Iterate, dammit!

posted by Jeff | Tuesday, June 6, 2006, 2:49 PM | comments: 0

In my relatively short career in software development (which is still like 50 years in Internet time), I've been exposed to a wide range of development methodologies, project management and general dev culture. The easy trap to fall into is trying to apply what you learn to every new situation.

The worst thing I've ever seen was at this, uh, accounting type company I worked at, where they had this monstrous application (in FoxPro, puke!) that was a dog. My boss would work like 60 hours a week, people were pissed all of the time, and there was no significant testing, and zero documentation. Changes would go to production instantly. Getting laid-off from there was the best thing that could have ever happened to me, and I didn't even have any work to do there.

On the other hand, my five or so months as a contractor at Progressive was remarkable. It changed the way I look at everything. You'd think such a huge IT organization would be a mess and filled with failure. But in my group at least, the requirements process was very precise, and the agile methodologies being guided by consultants was having very rapid pay-off. It was kind of boring to do work with no UI, but I guess having a big line of green dots on NUnit was fun, sort of.

I'm struggling staying on target with the rewrite of POP Forums because, I think, it just feels like I don't have anything tangible to show for my work so far. It's so odd that despite being a published author, able to make ridiculous salary or hourly demands and generally being perceived as a clever Internet guy, this one stupid application defines my total existence. I suppose it's because the app is core to my "hobby" sites, and that's what I really like doing.

After reading the sample chapters from 37signal's Getting Real book, I decided to plop down the $19 for the PDF. I'll first say that I think these guys are a little on the pretentious side, and their preface indicating they aren't doesn't get them off the hook. That said, a recurring theme in the book is to just f'ing build something and not get hopelessly caught up in the details. And build the UI first.

Even Microsoft is starting to get that Web apps can be built on the fly (see Windows Live), and never be "done." I do agree that's true, but it's not that simple when you depend on the income from a particular existing app you're replacing. For example, my new forum app will be the core of a revamped CoasterBuzz. While they make the case that you should deploy half an app and not a half-assed app, I can't exactly put even a half-site up when people already expect certain things from it.

But there are other things they talk about that I do catch myself doing. For example, I'm thinking about some clever way to encapsulate permissions (can/can't read/post in a forum), and even tie it to the UI. As the book says, I'm worrying about a problem that I can't solve, and that wastes time. I don't even have topics or UI yet.

And this gets to the iterative nature I'd like to adhere to. I hate how I get wrapped up in details that aren't relevant when I haven't even solved the basic problem. Getting something that starts to look useful quickly, and building on top of that is certainly a lot more rewarding.

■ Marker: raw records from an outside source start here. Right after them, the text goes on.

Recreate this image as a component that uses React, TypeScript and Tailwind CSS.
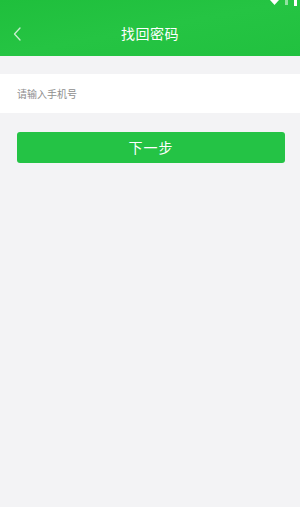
import React from "react";

const font = {
	fontFamily: '"Noto Sans CJK SC", "Noto Sans", sans-serif',
};

const App = () => {
	return (
		<div
			className="w-[300px] h-[507px] bg-[#f3f3f5] flex flex-col"
			style={font}
		>
			<header className="relative h-[56px] bg-gradient-to-br from-[#1fbf3c] via-[#25c443] to-[#21c13f] flex items-center justify-center shrink-0">
				<div className="absolute top-0 right-[3px] flex items-start gap-[6px]">
					<svg width="9" height="5" viewBox="0 0 9 5">
						<path d="M0 0 L9 0 L4.5 5 Z" fill="#ffffff" />
					</svg>
					<div className="w-[3px] h-[5px] bg-white/50" />
					<div className="w-[3px] h-[6px] bg-white" />
				</div>
				<button className="absolute left-[10px] top-[25px] w-[14px] h-[18px] flex items-center justify-center">
					<svg width="8" height="14" viewBox="0 0 8 14" fill="none">
						<path
							d="M7 1 L1.5 7 L7 13"
							stroke="#c9efd0"
							strokeWidth="1.3"
							strokeLinecap="round"
							strokeLinejoin="round"
						/>
					</svg>
				</button>
				<h1 className="mt-[10px] text-white text-[14px] leading-none tracking-[0.5px]">
					找回密码
				</h1>
			</header>

			<div className="mt-[18px] h-[39px] bg-white flex items-center px-[17px]">
				<input
					className="w-full bg-transparent outline-none text-[10px] text-[#333] placeholder:text-[#8e8e8e]"
					placeholder="请输入手机号"
					style={font}
				/>
			</div>

			<div className="pl-[17px] pr-[15px] mt-[19px]">
				<button className="w-full h-[31px] rounded-[3px] bg-[#24c345] text-white text-[14px] flex items-center justify-center tracking-[1px]">
					下一步
				</button>
			</div>
		</div>
	);
};

export default App;
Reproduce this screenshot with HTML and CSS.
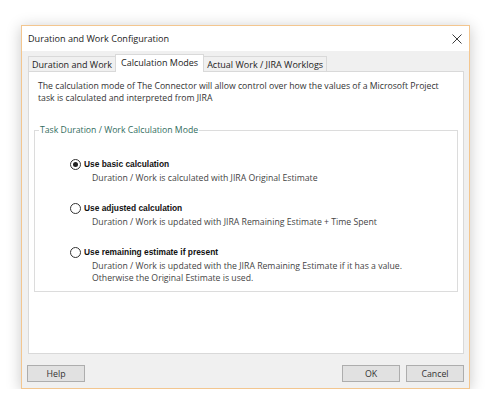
FILE: index.html
```html
<!DOCTYPE html>
<html>
<head>
<meta charset="utf-8">
<link rel="stylesheet" href="styles.css">
</head>
<body>
<div class="dialog">
  <div class="titlebar">
    <span class="title">Duration and Work Configuration</span>
    <svg class="close" width="10" height="10" viewBox="0 0 10 10"><path d="M0.5 0.5 L9.5 9.5 M9.5 0.5 L0.5 9.5" stroke="#3c3c3c" stroke-width="1" fill="none"/></svg>
  </div>
  <div class="body">
    <div class="tabs">
      <div class="tab">Duration and Work</div>
      <div class="tab active">Calculation Modes</div>
      <div class="tab">Actual Work / JIRA Worklogs</div>
    </div>
    <div class="panel">
      <p class="intro">The calculation mode of The Connector will allow control over how the values of a Microsoft Project task is calculated and interpreted from JIRA</p>
      <fieldset class="group">
        <legend class="legend">Task Duration / Work Calculation Mode</legend>
        <div class="options">
          <div class="option">
            <div class="opt-head"><span class="radio checked"></span><span class="opt-label">Use basic calculation</span></div>
            <div class="opt-desc">Duration / Work is calculated with JIRA Original Estimate</div>
          </div>
          <div class="option">
            <div class="opt-head"><span class="radio"></span><span class="opt-label">Use adjusted calculation</span></div>
            <div class="opt-desc">Duration / Work is updated with JIRA Remaining Estimate + Time Spent</div>
          </div>
          <div class="option">
            <div class="opt-head"><span class="radio"></span><span class="opt-label">Use remaining estimate if present</span></div>
            <div class="opt-desc">Duration / Work is updated with the JIRA Remaining Estimate if it has a value.<br>Otherwise the Original Estimate is used.</div>
          </div>
        </div>
      </fieldset>
    </div>
    <div class="buttons">
      <button class="btn">Help</button>
      <span class="spacer"></span>
      <button class="btn">OK</button>
      <button class="btn">Cancel</button>
    </div>
  </div>
</div>
</body>
</html>
```
FILE: styles.css
```css
* { box-sizing: border-box; }
html, body { margin: 0; padding: 0; background: #ffffff; }
body {
  font-family: "Open Sans", "Noto Sans", sans-serif;
  font-size: 8.7px;
  color: #333333;
  padding: 25px 0 0 21px;
}
.dialog {
  width: 449px;
  height: 364px;
  border: 1px solid #f3c68f;
  background: #f0f0f0;
  box-shadow: 0 2px 14px rgba(0, 0, 0, 0.22);
  display: flex;
  flex-direction: column;
}
.titlebar {
  height: 25px;
  background: #ffffff;
  display: flex;
  align-items: center;
  padding: 0 6px 0 6px;
  flex: none;
}
.title {
  flex: 1;
  font-size: 9.1px;
  color: #222222;
}
.close { margin-right: 1px; margin-top: 1px; }
.body {
  flex: 1;
  display: flex;
  flex-direction: column;
  padding: 3px 5px 0 6px;
}
.tabs {
  display: flex;
  align-items: flex-end;
  height: 17px;
  flex: none;
  position: relative;
  z-index: 1;
}
.tab {
  height: 15px;
  padding: 0 3px;
  border: 1px solid #d9d9d9;
  border-bottom: none;
  background: #f0f0f0;
  color: #222222;
  display: flex;
  align-items: center;
  margin-right: -1px;
  font-size: 9px;
}
.tab.active {
  height: 18px;
  margin-bottom: -1px;
  background: #ffffff;
  padding: 0 5px 2px 5px;
}
.panel {
  height: 283px;
  flex: none;
  background: #ffffff;
  border: 1px solid #d9d9d9;
  padding: 8px 5px 0 5px;
}
.intro {
  margin: 0 0 20px 0;
  padding: 0 12px 0 4px;
  line-height: 12px;
  color: #333333;
}
.group {
  margin: 0;
  padding: 0 0 7px 0;
  border: 1px solid #dcdcdc;
  min-width: 0;
}
.legend {
  margin-left: 4px;
  padding: 0 1px;
  line-height: 12px;
  color: #336d60;
}
.options {
  padding: 22px 0 0 35px;
  display: flex;
  flex-direction: column;
  gap: 18px;
}
.opt-head {
  display: flex;
  align-items: center;
  height: 12px;
}
.radio {
  width: 11px;
  height: 11px;
  border: 1px solid #333333;
  border-radius: 50%;
  background: #ffffff;
  display: flex;
  align-items: center;
  justify-content: center;
  flex: none;
}
.radio.checked::after {
  content: "";
  width: 5px;
  height: 5px;
  border-radius: 50%;
  background: #222222;
}
.opt-label {
  margin-left: 3px;
  font-family: "Liberation Sans", Arial, sans-serif;
  font-weight: bold;
  font-size: 8.4px;
  color: #111111;
}
.opt-desc {
  margin: 2px 0 0 22px;
  line-height: 12px;
  color: #444444;
}
.buttons {
  display: flex;
  gap: 6px;
  margin: 11px 0 0 -1px;
}
.spacer { flex: 1; }
.btn {
  width: 58px;
  height: 17px;
  padding: 0;
  background: #e1e1e1;
  border: 1px solid #adadad;
  font-family: "Open Sans", "Noto Sans", sans-serif;
  font-size: 8.8px;
  color: #333333;
}
```
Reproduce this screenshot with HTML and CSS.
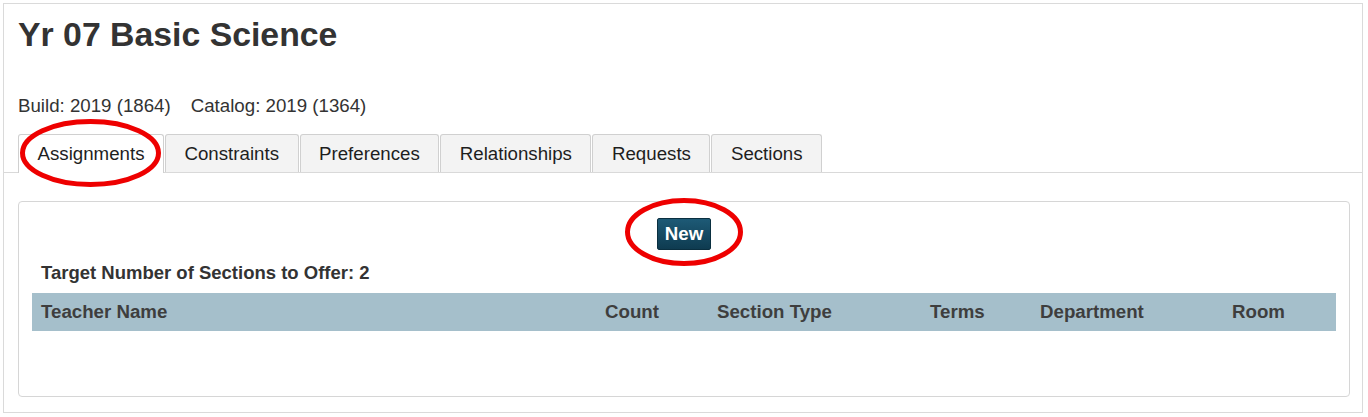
FILE: index.html
```html
<!DOCTYPE html>
<html lang="en">
<head>
<meta charset="utf-8">
<title>Yr 07 Basic Science</title>
<link rel="stylesheet" href="styles.css">
</head>
<body>
<div class="frame">
  <div class="head">
    <h1 class="title">Yr 07 Basic Science</h1>
    <div class="meta"><span>Build: 2019 (1864)</span><span>Catalog: 2019 (1364)</span></div>
  </div>
  <div class="tabs">
    <div class="tab active">Assignments</div>
    <div class="tab">Constraints</div>
    <div class="tab">Preferences</div>
    <div class="tab">Relationships</div>
    <div class="tab">Requests</div>
    <div class="tab">Sections</div>
  </div>
  <div class="panel">
    <div class="actions"><button class="btn">New</button></div>
    <div class="target">Target Number of Sections to Offer: 2</div>
    <table class="grid">
      <colgroup>
        <col class="c1"><col class="c2"><col class="c3"><col class="c4"><col class="c5"><col class="c6">
      </colgroup>
      <thead>
        <tr><th>Teacher Name</th><th>Count</th><th>Section Type</th><th>Terms</th><th>Department</th><th>Room</th></tr>
      </thead>
    </table>
  </div>
</div>
<svg class="marks" width="1368" height="417" viewBox="0 0 1368 417">
  <ellipse cx="90.5" cy="153" rx="68" ry="31.5" fill="none" stroke="#ee0000" stroke-width="5"/>
  <ellipse cx="684" cy="232" rx="56.5" ry="31.5" fill="none" stroke="#ee0000" stroke-width="5"/>
</svg>
</body>
</html>
```

FILE: styles.css
```css
html, body {
  margin: 0;
  padding: 0;
  background: #ffffff;
}
body {
  font-family: "Liberation Sans", Arial, sans-serif;
  font-size: 18.7px;
  color: #333333;
  position: relative;
  width: 1368px;
  height: 417px;
  overflow: hidden;
}
.frame {
  margin: 3px 0 0 3px;
  width: 1358px;
  border: 1px solid #dadada;
  padding: 0 0 15px 0;
}
.head {
  padding: 11px 14px 0 14px;
}
.title {
  margin: 0;
  font-size: 33.8px;
  line-height: 38px;
  font-weight: bold;
  color: #333333;
}
.meta {
  margin-top: 42px;
  line-height: 22px;
  display: flex;
  gap: 20px;
}
.tabs {
  margin-top: 17px;
  display: flex;
  gap: 1px;
  padding-left: 14px;
  border-bottom: 1px solid #d9d9d9;
  height: 38px;
}
.tab {
  height: 37px;
  line-height: 37px;
  padding: 0 18.5px;
  border: 1px solid #d0d0d0;
  border-bottom: none;
  border-radius: 3px 3px 0 0;
  background: #f3f3f3;
  color: #1e1e1e;
  white-space: nowrap;
}
.tab.active {
  background: #ffffff;
  height: 38px;
}
.panel {
  margin: 28px 12px 0 14px;
  border: 1px solid #d6d6d6;
  border-radius: 4px;
  padding: 16px 13px 65px 13px;
}
.actions {
  display: flex;
  justify-content: center;
}
.btn {
  font-family: "Liberation Sans", Arial, sans-serif;
  font-size: 18.7px;
  font-weight: bold;
  color: #ffffff;
  height: 32px;
  padding: 0 6.5px;
  border: 1px solid #0a2f40;
  border-radius: 2px;
  background: linear-gradient(#1d5a76, #0e3b50);
  line-height: 30px;
}
.target {
  margin-top: 12px;
  padding-left: 9px;
  font-weight: bold;
  font-size: 18.5px;
  line-height: 22px;
  color: #333333;
}
.grid {
  margin-top: 9px;
  width: 100%;
  border-collapse: collapse;
  table-layout: fixed;
}
.c1 { width: 564px; }
.c2 { width: 112px; }
.c3 { width: 213px; }
.c4 { width: 110px; }
.c5 { width: 192px; }
.c6 { width: auto; }
.grid th {
  background: #a5bfcb;
  height: 38px;
  padding: 0 0 0 9px;
  text-align: left;
  font-weight: bold;
  color: #3e3e3e;
  line-height: 38px;
  white-space: nowrap;
}
.marks {
  position: absolute;
  top: 0;
  left: 0;
  pointer-events: none;
}
```
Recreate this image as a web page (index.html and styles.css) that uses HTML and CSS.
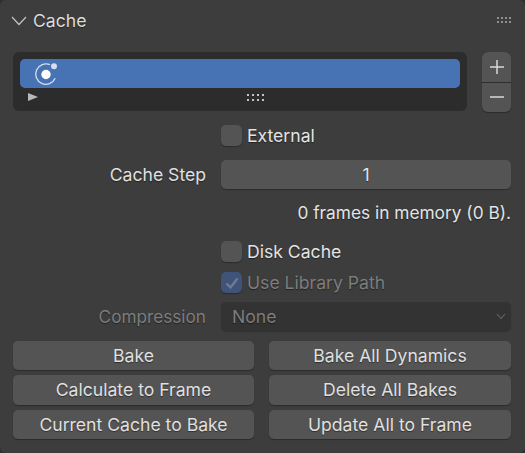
FILE: index.html
```html
<!DOCTYPE html>
<html lang="en">
<head>
    <meta charset="UTF-8">
    <meta name="viewport" content="width=device-width, initial-scale=1.0">
    <title>Cache</title>
    <link rel="stylesheet" href="styles.css">
</head>
<body>
    <div class="panel">
        <div class="panel-header">
            <svg class="chevron" width="16" height="10" viewBox="0 0 16 10"><path d="M1 1 L8 8.5 L15 1" fill="none" stroke="#c4c4c4" stroke-width="1.2"/></svg>
            <span class="panel-title">Cache</span>
            <svg class="grip" width="16" height="8" viewBox="0 0 16 8">
                <g fill="#8f8f8f">
                    <rect x="1" y="1" width="2" height="2"/><rect x="5" y="1" width="2" height="2"/><rect x="9" y="1" width="2" height="2"/><rect x="13" y="1" width="2" height="2"/>
                    <rect x="1" y="5" width="2" height="2"/><rect x="5" y="5" width="2" height="2"/><rect x="9" y="5" width="2" height="2"/><rect x="13" y="5" width="2" height="2"/>
                </g>
            </svg>
        </div>

        <div class="list-row">
            <div class="list-box">
                <div class="list-item">
                    <svg width="26" height="26" viewBox="0 0 26 26">
                        <path d="M17 3.7 A10.2 10.2 0 1 0 22.2 17.3" fill="none" stroke="#d5dff0" stroke-width="1.3"/>
                        <circle cx="13" cy="13.5" r="4.7" fill="#ffffff"/>
                        <circle cx="21" cy="5.2" r="3" fill="#d5dff0"/>
                    </svg>
                </div>
                <div class="list-footer">
                    <svg class="play" width="10" height="8" viewBox="0 0 10 8"><path d="M0 0 L10 4 L0 8 Z" fill="#b8b8b8"/></svg>
                    <svg class="list-grip" width="19" height="9" viewBox="0 0 19 9">
                        <g fill="#c4c4c4">
                            <rect x="1" y="1" width="2" height="2"/><rect x="6" y="1" width="2" height="2"/><rect x="11" y="1" width="2" height="2"/><rect x="16" y="1" width="2" height="2"/>
                            <rect x="1" y="6" width="2" height="2"/><rect x="6" y="6" width="2" height="2"/><rect x="11" y="6" width="2" height="2"/><rect x="16" y="6" width="2" height="2"/>
                        </g>
                    </svg>
                </div>
            </div>
            <div class="list-buttons">
                <div class="list-btn">
                    <svg width="16" height="16" viewBox="0 0 16 16"><path d="M8 1 V15 M1 8 H15" stroke="#d8d8d8" stroke-width="1.5"/></svg>
                </div>
                <div class="list-btn">
                    <svg width="16" height="16" viewBox="0 0 16 16"><path d="M1 8 H15" stroke="#d8d8d8" stroke-width="1.5"/></svg>
                </div>
            </div>
        </div>

        <div class="prop check-prop ext-prop">
            <span class="checkbox"></span>
            <span class="check-label">External</span>
        </div>

        <div class="prop step-prop">
            <span class="prop-label">Cache Step</span>
            <div class="field number-field">1</div>
        </div>

        <div class="info">0 frames in memory (0 B).</div>

        <div class="prop check-prop disk-prop">
            <span class="checkbox"></span>
            <span class="check-label">Disk Cache</span>
        </div>

        <div class="prop check-prop lib-prop disabled">
            <span class="checkbox checked">
                <svg width="16" height="14" viewBox="0 0 16 14"><path d="M2.5 7.5 L6.5 11.5 L13.5 2.5" fill="none" stroke="#6f7c94" stroke-width="2.2"/></svg>
            </span>
            <span class="check-label">Use Library Path</span>
        </div>

        <div class="prop comp-prop disabled">
            <span class="prop-label">Compression</span>
            <div class="field select-field">
                <span>None</span>
                <svg width="10" height="7" viewBox="0 0 10 7"><path d="M1 1 L5 5.5 L9 1" fill="none" stroke="#666666" stroke-width="1.1"/></svg>
            </div>
        </div>

        <div class="button-grid">
            <div class="btn">Bake</div>
            <div class="btn">Bake All Dynamics</div>
            <div class="btn">Calculate to Frame</div>
            <div class="btn">Delete All Bakes</div>
            <div class="btn">Current Cache to Bake</div>
            <div class="btn">Update All to Frame</div>
        </div>
    </div>
</body>
</html>
```

FILE: styles.css
```css
html, body {
    margin: 0;
    padding: 0;
    height: 100%;
}
body {
    background-color: #303030;
    font-family: Inter, "Noto Sans", sans-serif;
    font-size: 17.6px;
    color: #e4e4e4;
    overflow: hidden;
}
.panel {
    box-sizing: border-box;
    height: 453px;
    background-color: #3d3d3d;
    border-radius: 6px;
    padding: 0 14px 0 13px;
    text-shadow: 0 1px 1px rgba(0, 0, 0, 0.45);
}
.panel-header {
    display: flex;
    align-items: center;
    height: 41px;
}
.chevron {
    margin-left: -2px;
    margin-right: 6px;
}
.panel-title {
    flex: 1;
    color: #dcdcdc;
}
.grip {
    margin-right: -1px;
    margin-bottom: 2px;
}
.list-row {
    display: flex;
    margin-top: 11px;
}
.list-box {
    width: 454px;
    height: 59px;
    box-sizing: border-box;
    padding: 7px 7px 0;
    background-color: #2c2c2c;
    border-radius: 6px;
}
.list-item {
    height: 29px;
    display: flex;
    align-items: center;
    padding-left: 13px;
    background-color: #4772b3;
    border-radius: 5px;
}
.list-footer {
    display: flex;
    align-items: center;
    justify-content: space-between;
    height: 18px;
    padding-left: 8px;
}
.list-grip {
    margin-right: 195px;
}
.list-buttons {
    margin-left: 15px;
    width: 29px;
    height: 60px;
    display: flex;
    flex-direction: column;
    gap: 1px;
    border-radius: 6px;
    overflow: hidden;
    box-shadow: 0 1px 1px rgba(0, 0, 0, 0.3);
    background-color: #2e2e2e;
}
.list-btn {
    flex: 1;
    display: flex;
    align-items: center;
    justify-content: center;
    background-color: #545454;
}
.prop {
    display: flex;
    align-items: center;
}
.check-prop {
    padding-left: 208px;
    height: 21px;
}
.ext-prop {
    margin-top: 13px;
}
.disk-prop {
    margin-top: 16px;
}
.lib-prop {
    margin-top: 10px;
}
.checkbox {
    box-sizing: border-box;
    width: 21px;
    height: 21px;
    margin-right: 5px;
    display: flex;
    align-items: center;
    justify-content: center;
    background-color: #545454;
    border-radius: 5px;
    box-shadow: 0 1px 1px rgba(0, 0, 0, 0.3);
}
.checkbox.checked {
    background-color: #3f5478;
}
.check-label {
    color: #e4e4e4;
}
.step-prop {
    margin-top: 14px;
}
.comp-prop {
    margin-top: 9px;
}
.prop-label {
    width: 193px;
    text-align: right;
    margin-right: 15px;
    color: #e0e0e0;
}
.comp-prop .prop-label {
    font-size: 17.2px;
}
.field {
    width: 290px;
    height: 29px;
    box-sizing: border-box;
    border-radius: 5px;
    display: flex;
    align-items: center;
}
.number-field {
    justify-content: center;
    background-color: #545454;
    box-shadow: 0 1px 1px rgba(0, 0, 0, 0.3);
}
.select-field {
    justify-content: space-between;
    padding: 0 5px 0 11px;
    background-color: #333333;
    box-shadow: 0 1px 1px rgba(0, 0, 0, 0.2);
}
.info {
    margin-top: 12px;
    height: 24px;
    line-height: 24px;
    text-align: right;
    color: #e4e4e4;
    font-size: 17.3px;
}
.disabled .check-label,
.disabled .prop-label,
.disabled .field {
    color: #7d7d7d;
}
.button-grid {
    margin-top: 10px;
    display: grid;
    grid-template-columns: 241px 242px;
    column-gap: 15px;
    row-gap: 5px;
}
.btn {
    height: 29.33px;
    display: flex;
    align-items: center;
    justify-content: center;
    background-color: #545454;
    border-radius: 5px;
    color: #e0e0e0;
    box-shadow: 0 1px 1px rgba(0, 0, 0, 0.3);
}
```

Part of the issue is my fascination with unit testing, which I don't do correctly most of the time anyway. I test too much or too little. Pair that with the agile mantra of doing short, four-hour tasks at a time, and I don't do things the "right" way at all. So here I am building a class library based on unit tests, and not getting closer to the place I want to be. At the same time, the unit tests save my ass when I do iterate and change something to, for example, add a new column to a database and associated property in the object representation of the data.

But for all of the angst I feel over not feeling accomplished, reading about different ideas on how to develop software kind of gets me energized. That's a good thing.